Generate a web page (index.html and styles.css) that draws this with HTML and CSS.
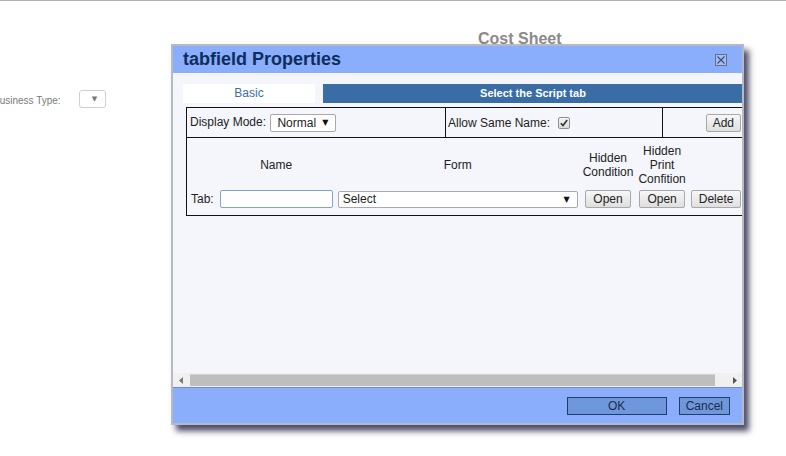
FILE: index.html
```html
<!DOCTYPE html>
<html lang="en">
<head>
    <meta charset="UTF-8">
    <title>tabfield Properties</title>
    <link rel="stylesheet" href="styles.css">
</head>
<body>
    <div class="page">
        <h2 class="page-title">Cost Sheet</h2>
        <div class="field-row">
            <label class="field-label">Business Type:</label>
            <span class="mini-select">&#9660;</span>
        </div>
    </div>

    <!-- properties dialog -->
    <div class="dialog">
        <div class="dialog-title">
            <span>tabfield Properties</span>
            <svg class="close" width="12" height="12" viewBox="0 0 12 12">
                <rect x="0.5" y="0.5" width="11" height="11" fill="#a4bdf6" stroke="#5d6f93"/>
                <path d="M2.5 2.5 L9.5 9.5 M9.5 2.5 L2.5 9.5" stroke="#3f4c66" stroke-width="1.1"/>
            </svg>
        </div>

        <div class="dialog-body">
            <div class="tabs">
                <div class="tab tab-basic">Basic</div>
                <div class="tab tab-script">Select the Script tab</div>
            </div>

            <table class="props">
                <tr class="top-row">
                    <td class="c-mode">
                        Display Mode:
                        <span class="select select-mode">Normal <i>&#9660;</i></span>
                    </td>
                    <td class="c-allow">
                        Allow Same Name:
                        <span class="check">
                            <svg width="8" height="8" viewBox="0 0 8 8"><path d="M0.8 4.2 L3 6.6 L7.2 1" fill="none" stroke="#333" stroke-width="1.6"/></svg>
                        </span>
                    </td>
                    <td class="c-add"><button class="btn">Add</button></td>
                </tr>
                <tr>
                    <td colspan="3" class="c-list">
                        <table class="tab-list">
                            <tr class="head">
                                <th></th>
                                <th>Name</th>
                                <th>Form</th>
                                <th>Hidden<br>Condition</th>
                                <th>Hidden<br>Print<br>Confition</th>
                                <th></th>
                            </tr>
                            <tr>
                                <td class="lbl">Tab:</td>
                                <td><input type="text" class="name-input"></td>
                                <td><span class="select select-form">Select <i>&#9660;</i></span></td>
                                <td><button class="btn">Open</button></td>
                                <td><button class="btn">Open</button></td>
                                <td><button class="btn">Delete</button></td>
                            </tr>
                        </table>
                    </td>
                </tr>
            </table>
        </div>

        <!-- horizontal scroll bar -->
        <div class="hscroll">
            <span class="arrow"><svg width="4" height="7" viewBox="0 0 4 7"><path d="M4 0 L0 3.5 L4 7 Z" fill="#7a7a7a"/></svg></span>
            <div class="track"><div class="thumb"></div></div>
            <span class="arrow"><svg width="4" height="7" viewBox="0 0 4 7"><path d="M0 0 L4 3.5 L0 7 Z" fill="#555"/></svg></span>
        </div>

        <div class="dialog-foot">
            <button class="foot-btn ok">OK</button>
            <button class="foot-btn">Cancel</button>
        </div>
    </div>
</body>
</html>
```

FILE: styles.css
```css
body {
    margin: 0;
    font-family: "Liberation Sans", Arial, sans-serif;
    background-color: #fff;
    color: #222;
}
.page {
    border-top: 1px solid #b0b0b0;
    height: 455px;
}
.page-title {
    margin: 0;
    padding: 29px 0 0 478px;
    font-size: 16px;
    line-height: 18px;
    color: #8a8a8a;
}
.field-row {
    display: flex;
    align-items: flex-start;
    margin-top: 42px;
    height: 18px;
}
.field-label {
    margin-left: -7px;
    padding-top: 2px;
    font-size: 10px;
    line-height: 18px;
    color: #7a7a7a;
}
.mini-select {
    box-sizing: border-box;
    width: 27px;
    height: 18px;
    margin-left: 18px;
    padding-left: 12px;
    border: 1px solid #d0d0d0;
    border-radius: 3px;
    font-family: "DejaVu Sans", sans-serif;
    font-size: 7px;
    line-height: 16px;
    color: #777;
}

/* dialog */
.dialog {
    position: absolute;
    left: 171px;
    top: 44px;
    width: 569px;
    height: 377px;
    border: 2px solid #b7b9c5;
    background-color: #f4f6fc;
    box-shadow: 5px 6px 6px rgba(45, 45, 75, 0.85);
    display: flex;
    flex-direction: column;
}
.dialog-title {
    height: 27px;
    flex: none;
    display: flex;
    align-items: center;
    justify-content: space-between;
    padding: 0 15px 0 10px;
    background-color: #8aaefb;
    font-size: 18px;
    font-weight: bold;
    line-height: 27px;
    color: #0f2d5c;
}
.close {
    display: block;
    margin-top: 1px;
}
.dialog-body {
    flex: 1;
    overflow: hidden;
    padding: 11px 0 0 10px;
    font-size: 12px;
}
.tabs {
    display: flex;
    gap: 8px;
    height: 19px;
}
.tab {
    flex: none;
    text-align: center;
    line-height: 19px;
}
.tab-basic {
    width: 132px;
    background-color: #fff;
    color: #3b6ea6;
}
.tab-script {
    width: 420px;
    background-color: #3a6da5;
    color: #fff;
    font-weight: bold;
    font-size: 11px;
}

/* property table */
.props {
    width: 560px;
    margin: 4px 0 0 3px;
    border-collapse: collapse;
}
.props > tbody > tr > td {
    border: 1px solid #111;
    padding: 0;
}
.top-row td {
    height: 29px;
    vertical-align: middle;
}
.c-mode {
    width: 255px;
    padding-left: 3px !important;
}
.c-allow {
    width: 214px;
    padding-left: 2px !important;
}
.c-add {
    text-align: right;
    padding-right: 4px !important;
}
.c-list {
    padding: 2px 0 4px !important;
}
.select {
    display: inline-flex;
    align-items: center;
    justify-content: space-between;
    box-sizing: border-box;
    background-color: #fff;
    border: 1px solid #a9a9a9;
    border-radius: 2px;
    vertical-align: middle;
}
.select i {
    font-style: normal;
    font-family: "DejaVu Sans", sans-serif;
    font-size: 8px;
    color: #111;
}
.select-mode {
    width: 66px;
    height: 18px;
    padding: 0 7px 0 6px;
    margin-left: 1px;
}
.select-form {
    width: 240px;
    height: 17px;
    padding: 0 7px 0 4px;
}
.check {
    display: inline-flex;
    align-items: center;
    justify-content: center;
    box-sizing: border-box;
    width: 12px;
    height: 12px;
    margin-left: 5px;
    border: 1px solid #8f8f8f;
    border-radius: 2px;
    background: linear-gradient(#f4f4f4, #dcdcdc);
    vertical-align: middle;
}
.btn {
    height: 18px;
    padding: 0 7px;
    border: 1px solid #a8a8a8;
    border-radius: 2px;
    background: linear-gradient(#f7f7f7, #dfdfdf);
    font-family: "Liberation Sans", Arial, sans-serif;
    font-size: 12px;
    color: #222;
    vertical-align: middle;
}
.c-add .btn {
    padding: 0 6px;
}

/* tab list */
.tab-list {
    border-spacing: 1px;
}
.tab-list th,
.tab-list td {
    padding: 2px;
    text-align: center;
    vertical-align: middle;
}
.tab-list th {
    padding: 3px 2px 1px;
    font-weight: normal;
    line-height: 14px;
}
.tab-list .lbl {
    text-align: left;
    padding: 2px 3px;
}
.name-input {
    box-sizing: border-box;
    width: 113px;
    height: 18px;
    margin: 0;
    padding: 1px 3px;
    border: 1px solid #7fa3d2;
    border-radius: 2px;
    font-family: "Liberation Sans", Arial, sans-serif;
    font-size: 12px;
    outline: none;
    vertical-align: middle;
}

/* scroll bar */
.hscroll {
    flex: none;
    height: 14px;
    display: flex;
    align-items: center;
    background-color: #f0f0f0;
}
.arrow {
    width: 15px;
    display: flex;
    justify-content: center;
}
.track {
    flex: 1;
    height: 12px;
    padding-left: 2px;
}
.thumb {
    width: 525px;
    height: 12px;
    box-sizing: border-box;
    background-color: #bebebe;
    border-top: 1px solid #d2d2d2;
}

/* footer */
.dialog-foot {
    flex: none;
    height: 36px;
    border-top: 1px solid #6f8cc8;
    background-color: #8aaefb;
    display: flex;
    justify-content: flex-end;
    align-items: flex-start;
    gap: 12px;
    padding: 9px 12px 0 0;
    box-sizing: border-box;
}
.foot-btn {
    height: 18px;
    padding: 0 6px;
    border: 1px solid #1f3d6f;
    background-color: #6f97dc;
    font-family: "Liberation Sans", Arial, sans-serif;
    font-size: 12px;
    color: #1b2b48;
}
.foot-btn.ok {
    width: 100px;
}
```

> **Stated exercise**: Look through the material above and pick out each line holding the word "page".

> **Output of the task**:
Generate a web page (index.html and styles.css) that draws this with HTML and CSS.
    <div class="page">
        <h2 class="page-title">Cost Sheet</h2>
.page {
.page-title {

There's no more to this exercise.